We can learn so much from someone who died 100 years ago. Playwright George Bernard Shaw wrote that Mark Twain taught him that “telling the truth was the funniest joke in the world.”

Who is the Twain of today? Probably no one person. “Performer Lewis Black has inherited Twain’s politics (and his fatalism),” says Twain expert Alex Effgen. “Actor Zach Galifianakis has inherited eccentricity in observation and delivery. Comedian Jeff Foxworthy has inherited a popular appreciation for the American vernacular and regional anecdote. And none of these men are writers!”

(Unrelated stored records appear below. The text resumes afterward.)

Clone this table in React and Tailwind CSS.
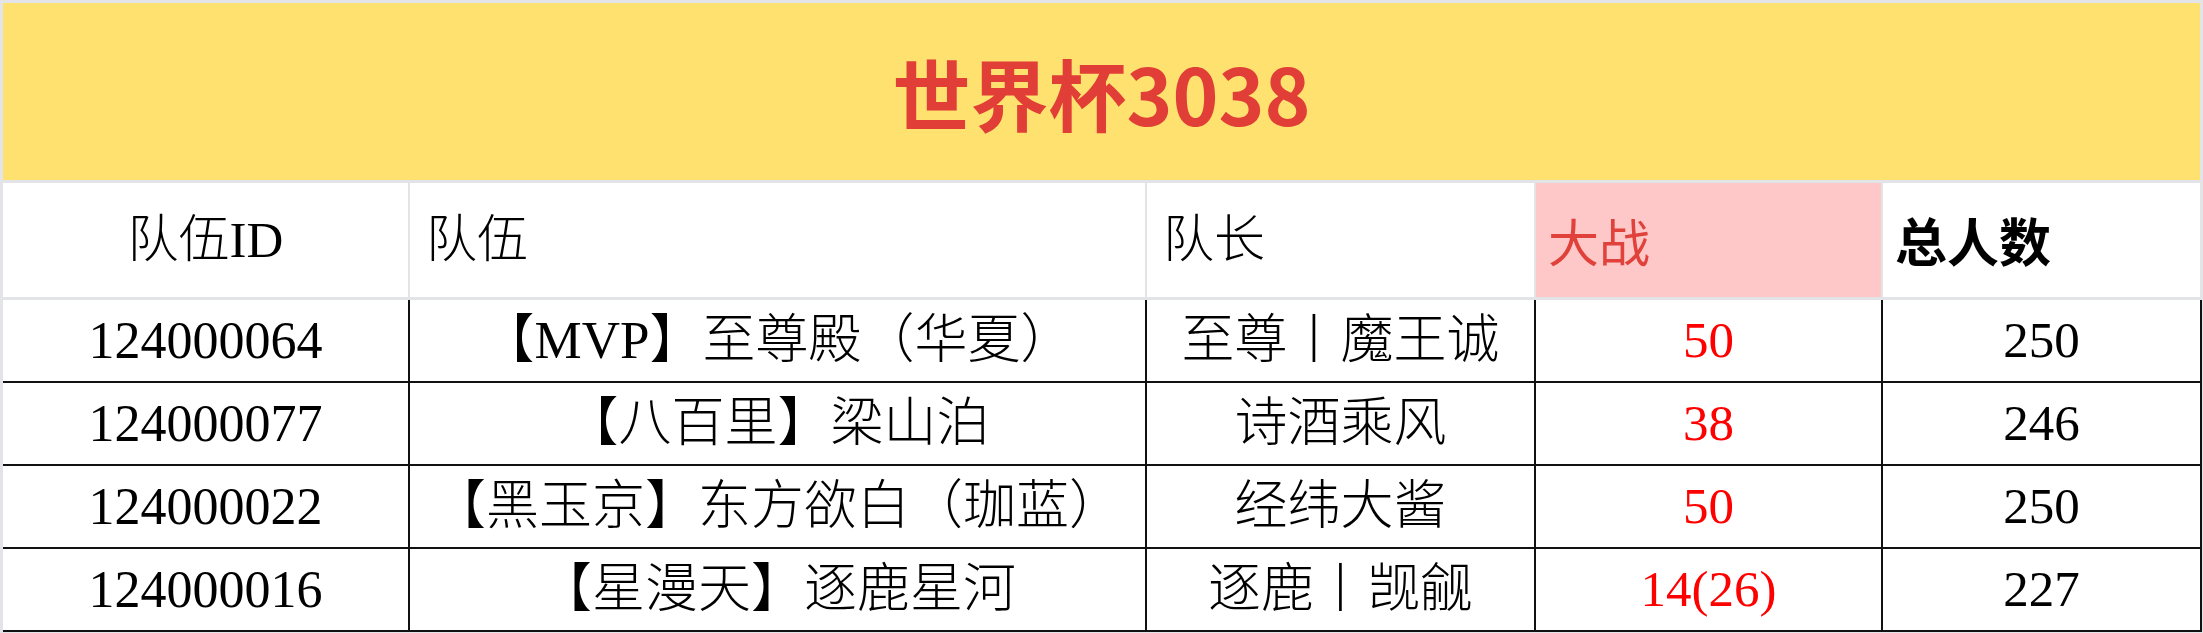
const teams = [
  { id: '124000064', name: '【MVP】至尊殿（华夏）', captain: '至尊丨魔王诚', battle: '50', total: '250' },
  { id: '124000077', name: '【八百里】梁山泊', captain: '诗酒乘风', battle: '38', total: '246' },
  { id: '124000022', name: '【黑玉京】东方欲白（珈蓝）', captain: '经纬大酱', battle: '50', total: '250' },
  { id: '124000016', name: '【星漫天】逐鹿星河', captain: '逐鹿丨觊觎', battle: '14(26)', total: '227' },
]

const serif = "font-['Liberation_Serif','Noto_Sans_CJK_SC',serif]"
const sans = "font-['Noto_Sans_CJK_SC','Noto_Sans',sans-serif]"
const cols = 'grid grid-cols-[405px_735px_387px_345px_317px]'

export default function App() {
  return (
    <div className="w-[2203px] h-[633px] bg-[#e3e4e8] pt-[3px] overflow-hidden">
      <div className="mx-[3px] h-[177px] bg-[#ffe16f] flex items-center justify-center">
        <h1 className={`${sans} text-[78px] font-bold leading-none text-[#e03e36]`}>世界杯3038</h1>
      </div>

      <div className={`${cols} gap-x-[2px] mt-[3px] ml-[3px] h-[114px]`}>
        <div className={`bg-white flex items-center justify-center ${serif} text-[51px] font-light text-black`}>队伍ID</div>
        <div className={`bg-white flex items-center pl-[16px] ${serif} text-[51px] font-light text-black`}>队伍</div>
        <div className={`bg-white flex items-center pl-[16px] ${serif} text-[51px] font-light text-black`}>队长</div>
        <div className={`bg-[#ffc8c8] flex items-center pl-[12px] ${sans} text-[51px] text-[#e0413a]`}>大战</div>
        <div className={`bg-white flex items-center pl-[12px] ${sans} text-[52px] font-bold text-black`}>总人数</div>
      </div>

      <div className="mt-[3px] ml-[3px] mr-px bg-[#111111] pr-[2px] pb-[2px]">
        <div className={`${cols} gap-[2px]`}>
          {teams.map((t) => (
            <div key={t.id} className="contents">
              <div className={`bg-white h-[81px] flex items-center justify-center ${serif} text-[52px] text-black`}>{t.id}</div>
              <div className={`bg-white h-[81px] flex items-center justify-center ${serif} text-[53px] font-light text-black`}>{t.name}</div>
              <div className={`bg-white h-[81px] flex items-center justify-center ${serif} text-[53px] font-light text-black`}>{t.captain}</div>
              <div className={`bg-white h-[81px] flex items-center justify-center ${serif} text-[51px] text-[#ff0000]`}>{t.battle}</div>
              <div className={`bg-white h-[81px] flex items-center justify-center ${serif} text-[51px] text-black`}>{t.total}</div>
            </div>
          ))}
        </div>
      </div>
    </div>
  )
}
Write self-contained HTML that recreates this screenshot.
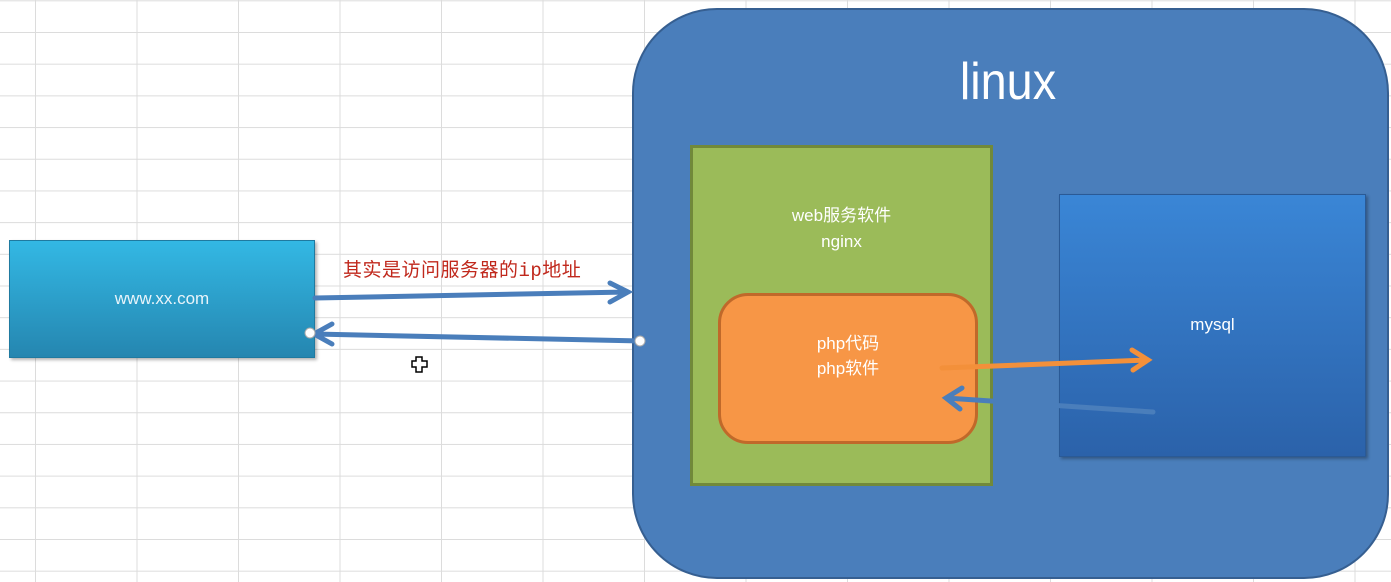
<!DOCTYPE html>
<html><head><meta charset="utf-8"><style>
body{margin:0;width:1391px;height:582px;overflow:hidden;background:#fff;font-family:"Liberation Sans","Noto Sans CJK SC",sans-serif;position:relative}
.grid{position:absolute;inset:0;background-image:linear-gradient(to right,#dcdcdc 1px,transparent 1px),linear-gradient(to bottom,#dcdcdc 1px,transparent 1px);background-size:101.5px 31.7px;background-position:35px 0,0 32px}
.abs{position:absolute;box-sizing:border-box}
.t{color:#fff;text-align:center;position:absolute}
</style></head><body>
<div class="grid"></div>
<div class="abs" style="left:9px;top:240px;width:306px;height:118px;background:linear-gradient(#33b8e4,#2586b0);border:1px solid #1f7aa0;box-shadow:2px 2px 3px rgba(0,0,0,.3)"></div>
<div class="t" style="left:9px;width:306px;top:289px;font-size:17px;color:#e8f4fa">www.xx.com</div>
<div class="abs" style="left:632px;top:8px;width:757px;height:571px;border-radius:85px;background:#4a7ebb;border:2px solid #365f91"></div>
<div class="t" style="left:900px;width:216px;top:52px;font-size:52px;transform:scaleX(0.9)">linux</div>
<div class="abs" style="left:690px;top:145px;width:303px;height:341px;background:#9bbb59;border:3px solid #71893a"></div>
<div class="t" style="left:690px;width:303px;top:203px;font-size:17px;line-height:26px">web服务软件<br>nginx</div>
<div class="abs" style="left:718px;top:293px;width:260px;height:151px;border-radius:30px;background:#f79646;border:3px solid #c0692a"></div>
<div class="t" style="left:718px;width:260px;top:331px;font-size:17px;line-height:25px">php代码<br>php软件</div>
<div class="abs" style="left:1059px;top:194px;width:307px;height:263px;background:linear-gradient(#3a86d6,#2b62aa);border:1px solid #2a5a96;box-shadow:2px 2px 3px rgba(0,0,0,.3)"></div>
<div class="t" style="left:1059px;width:307px;top:315px;font-size:17px">mysql</div>
<div class="abs" style="left:343px;top:255px;font-size:19px;color:#c0281c;font-family:'Liberation Mono','Noto Sans CJK SC',monospace;letter-spacing:0.5px">其实是访问服务器的ip地址</div>
<svg class="abs" style="left:0;top:0" width="1391" height="582">
<g stroke="#4a7ebb" stroke-width="5" fill="none" stroke-linecap="round">
<path d="M315 298 L628 292 M610 283 L628 292 L610 302"/>
<path d="M640 341 L314 334 M332 324 L314 334 L332 344"/>
<path d="M1153 412 L946 398 M962 388 L946 398 L960 409"/>
</g>
<g stroke="#f3903a" stroke-width="5" fill="none" stroke-linecap="round">
<path d="M942 368 L1148 360 M1132 350 L1148 360 L1133 370"/>
</g>
<circle cx="310" cy="333" r="5" fill="#fff" stroke="#aaa"/>
<circle cx="640" cy="341" r="5" fill="#fff" stroke="#aaa"/>
<path d="M416 357h6v4h5v6h-5v5h-6v-5h-4v-6h4z" fill="#fff" stroke="#000" stroke-width="1.5"/>
</svg>
</body></html>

It’s been said most young people between the ages of 18-35 get their news from “The Daily Show” with Jon Stewart.  And it is true Stewart’s and Stephen Colbert’s humorous response to commentator Glen Beck’s call to the Mall drew many people to Washington, D.C.

Twain would have found the whole thing intriguing, and funny.  Were these marches an effective weapon, or did they strive only for laughter?  Twain might have wondered if their humor mattered or if it too was “only a fragrance, a decoration.”